Copy out the listing that follows, exact in every word, and skip the images.

────────────────────────────────────────

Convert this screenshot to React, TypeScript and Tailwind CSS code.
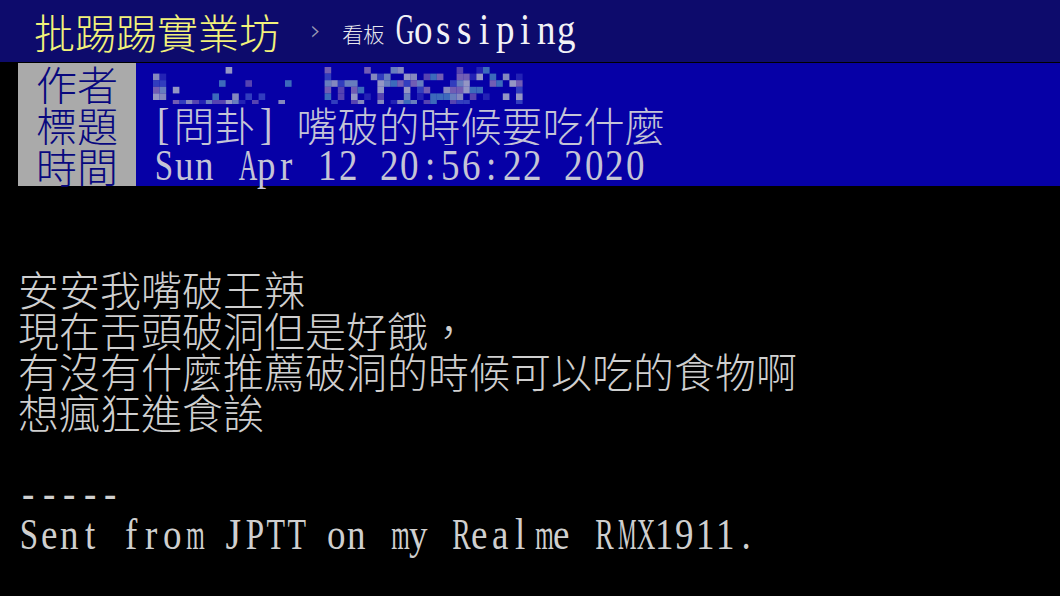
import React from "react";

const cjk = "font-['Noto_Sans_CJK_TC','Noto_Sans_CJK_JP',sans-serif] font-light";

// rough Times advance widths (em) for the wide glyphs, everything else ~0.5
const wide: Record<string, number> = {
  m: 0.78, M: 0.89, w: 0.72, W: 0.94, X: 0.72, R: 0.67, G: 0.72, T: 0.61,
  P: 0.56, S: 0.56, A: 0.72, J: 0.39, o: 0.5, n: 0.5, p: 0.5, g: 0.5,
};

// half-width latin text: one fixed cell per character, like the terminal font
function L({ children }: { children: string }) {
  return (
    <span className="whitespace-pre">
      {children.split("").map((ch, i) => {
        const w = (wide[ch] ?? 0.5) * 40;
        const sx = Math.min(1, 18.5 / w);
        return (
          <span
            key={i}
            className="inline-block h-[41px] w-[20.5px] align-top text-center font-['Liberation_Serif',serif] font-normal text-[40px] leading-[41px]"
            style={{ transform: `translateY(-1px) scale(${sx}, 1.13)` }}
          >
            {ch === " " ? "\u00a0" : ch}
          </span>
        );
      })}
    </span>
  );
}

const palette = ["#7f9cc4", "#a4aac4", "#3c4cc4", "#6a54b4", "#4a84c0", "#8c74b8", "#b8bccc", "#2a2ab8"];

function Mosaic() {
  let seed = 23;
  const rnd = () => {
    seed = (seed * 9301 + 49297) % 233280;
    return seed / 233280;
  };
  const cells: { x: number; y: number; c: string }[] = [];
  const size = 6.6;
  for (let row = 0; row < 6; row++) {
    for (let col = 0; col < 56; col++) {
      const ax = 155 + col * size;
      let p = 0;
      if (ax < 166) p = row > 0 && row < 5 ? 0.9 : 0;
      else if (ax < 300) p = row === 5 ? 0.7 : row >= 2 ? 0.16 : 0.03;
      else if (ax < 322) p = 0;
      else if (ax < 522) p = row === 0 ? 0.3 : 0.5;
      if (rnd() < p) {
        cells.push({ x: col * size, y: 4 + row * size, c: palette[Math.floor(rnd() * palette.length)] });
      }
    }
  }
  return (
    <svg width="372" height="41" className="inline-block align-top">
      {cells.map((c, i) => (
        <rect key={i} x={c.x} y={c.y} width={size} height={size} fill={c.c} opacity={0.8} />
      ))}
    </svg>
  );
}

function MetaLine({ tag, children }: { tag: string; children: React.ReactNode }) {
  return (
    <div className="flex h-[41px]">
      <div className="w-[18px] bg-black" />
      <div className={`w-[118px] bg-[#aaaaaa] px-[18px] text-[#08087e] ${cjk}`}>{tag}</div>
      <div className="flex-1 bg-[#0600a6] pl-[17px] text-[#c4c4d6] whitespace-nowrap">{children}</div>
    </div>
  );
}

export default function App() {
  return (
    <div className={`w-[1060px] h-[596px] overflow-hidden bg-black text-[41px] leading-[41px] ${cjk}`}>
      {/* Top bar */}
      <div className="flex h-[62px] items-center bg-[#0d0b6c] pl-[34px]">
        <span className="text-[#f2f27a] text-[41px] leading-none">批踢踢實業坊</span>
        <span className="ml-[30px] text-[28px] leading-none text-[#9a9ab4] font-['DejaVu_Sans',sans-serif]">›</span>
        <span className="ml-[21px] text-[21px] leading-none text-[#e8e8ee] mt-[4px]">看板</span>
        <span className="ml-[8px] h-[41px] text-[#f2f2f6] leading-[41px] -mt-[4px]">
          <L>Gossiping</L>
        </span>
      </div>

      {/* Meta */}
      <div className="mt-[1px]">
        <MetaLine tag="作者">
          <Mosaic />
        </MetaLine>
        <MetaLine tag="標題">
          <L>[</L>問卦<L>] </L>嘴破的時候要吃什麼
        </MetaLine>
        <MetaLine tag="時間">
          <L>Sun Apr 12 20:56:22 2020</L>
        </MetaLine>
      </div>

      {/* Body */}
      <div className="pl-[18px] pt-[82px] text-[#cfcfcf]">
        <div className="h-[41px]">安安我嘴破王辣</div>
        <div className="h-[41px]">現在舌頭破洞但是好餓，</div>
        <div className="h-[41px]">有沒有什麼推薦破洞的時候可以吃的食物啊</div>
        <div className="h-[41px]">想瘋狂進食誒</div>
        <div className="h-[41px]" />
        <div className="h-[41px]">
          <L>-----</L>
        </div>
        <div className="h-[41px]">
          <L>Sent from JPTT on my Realme RMX1911.</L>
        </div>
      </div>
    </div>
  );
}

────────────────────────────────────────

■ Reply to the exercise ■
Convert this screenshot to React, TypeScript and Tailwind CSS code.
import React from "react";

const cjk = "font-['Noto_Sans_CJK_TC','Noto_Sans_CJK_JP',sans-serif] font-light";

// rough Times advance widths (em) for the wide glyphs, everything else ~0.5
const wide: Record<string, number> = {
  m: 0.78, M: 0.89, w: 0.72, W: 0.94, X: 0.72, R: 0.67, G: 0.72, T: 0.61,
  P: 0.56, S: 0.56, A: 0.72, J: 0.39, o: 0.5, n: 0.5, p: 0.5, g: 0.5,
};

// half-width latin text: one fixed cell per character, like the terminal font
function L({ children }: { children: string }) {
  return (
    <span className="whitespace-pre">
      {children.split("").map((ch, i) => {
        const w = (wide[ch] ?? 0.5) * 40;
        const sx = Math.min(1, 18.5 / w);
        return (
          <span
            key={i}
            className="inline-block h-[41px] w-[20.5px] align-top text-center font-['Liberation_Serif',serif] font-normal text-[40px] leading-[41px]"
            style={{ transform: `translateY(-1px) scale(${sx}, 1.13)` }}
          >
            {ch === " " ? "\u00a0" : ch}
          </span>
        );
      })}
    </span>
  );
}

const palette = ["#7f9cc4", "#a4aac4", "#3c4cc4", "#6a54b4", "#4a84c0", "#8c74b8", "#b8bccc", "#2a2ab8"];

function Mosaic() {
  let seed = 23;
  const rnd = () => {
    seed = (seed * 9301 + 49297) % 233280;
    return seed / 233280;
  };
  const cells: { x: number; y: number; c: string }[] = [];
  const size = 6.6;
  for (let row = 0; row < 6; row++) {
    for (let col = 0; col < 56; col++) {
      const ax = 155 + col * size;
      let p = 0;
      if (ax < 166) p = row > 0 && row < 5 ? 0.9 : 0;
      else if (ax < 300) p = row === 5 ? 0.7 : row >= 2 ? 0.16 : 0.03;
      else if (ax < 322) p = 0;
      else if (ax < 522) p = row === 0 ? 0.3 : 0.5;
      if (rnd() < p) {
        cells.push({ x: col * size, y: 4 + row * size, c: palette[Math.floor(rnd() * palette.length)] });
      }
    }
  }
  return (
    <svg width="372" height="41" className="inline-block align-top">
      {cells.map((c, i) => (
        <rect key={i} x={c.x} y={c.y} width={size} height={size} fill={c.c} opacity={0.8} />
      ))}
    </svg>
  );
}

function MetaLine({ tag, children }: { tag: string; children: React.ReactNode }) {
  return (
    <div className="flex h-[41px]">
      <div className="w-[18px] bg-black" />
      <div className={`w-[118px] bg-[#aaaaaa] px-[18px] text-[#08087e] ${cjk}`}>{tag}</div>
      <div className="flex-1 bg-[#0600a6] pl-[17px] text-[#c4c4d6] whitespace-nowrap">{children}</div>
    </div>
  );
}

export default function App() {
  return (
    <div className={`w-[1060px] h-[596px] overflow-hidden bg-black text-[41px] leading-[41px] ${cjk}`}>
      {/* Top bar */}
      <div className="flex h-[62px] items-center bg-[#0d0b6c] pl-[34px]">
        <span className="text-[#f2f27a] text-[41px] leading-none">批踢踢實業坊</span>
        <span className="ml-[30px] text-[28px] leading-none text-[#9a9ab4] font-['DejaVu_Sans',sans-serif]">›</span>
        <span className="ml-[21px] text-[21px] leading-none text-[#e8e8ee] mt-[4px]">看板</span>
        <span className="ml-[8px] h-[41px] text-[#f2f2f6] leading-[41px] -mt-[4px]">
          <L>Gossiping</L>
        </span>
      </div>

      {/* Meta */}
      <div className="mt-[1px]">
        <MetaLine tag="作者">
          <Mosaic />
        </MetaLine>
        <MetaLine tag="標題">
          <L>[</L>問卦<L>] </L>嘴破的時候要吃什麼
        </MetaLine>
        <MetaLine tag="時間">
          <L>Sun Apr 12 20:56:22 2020</L>
        </MetaLine>
      </div>

      {/* Body */}
      <div className="pl-[18px] pt-[82px] text-[#cfcfcf]">
        <div className="h-[41px]">安安我嘴破王辣</div>
        <div className="h-[41px]">現在舌頭破洞但是好餓，</div>
        <div className="h-[41px]">有沒有什麼推薦破洞的時候可以吃的食物啊</div>
        <div className="h-[41px]">想瘋狂進食誒</div>
        <div className="h-[41px]" />
        <div className="h-[41px]">
          <L>-----</L>
        </div>
        <div className="h-[41px]">
          <L>Sent from JPTT on my Realme RMX1911.</L>
        </div>
      </div>
    </div>
  );
}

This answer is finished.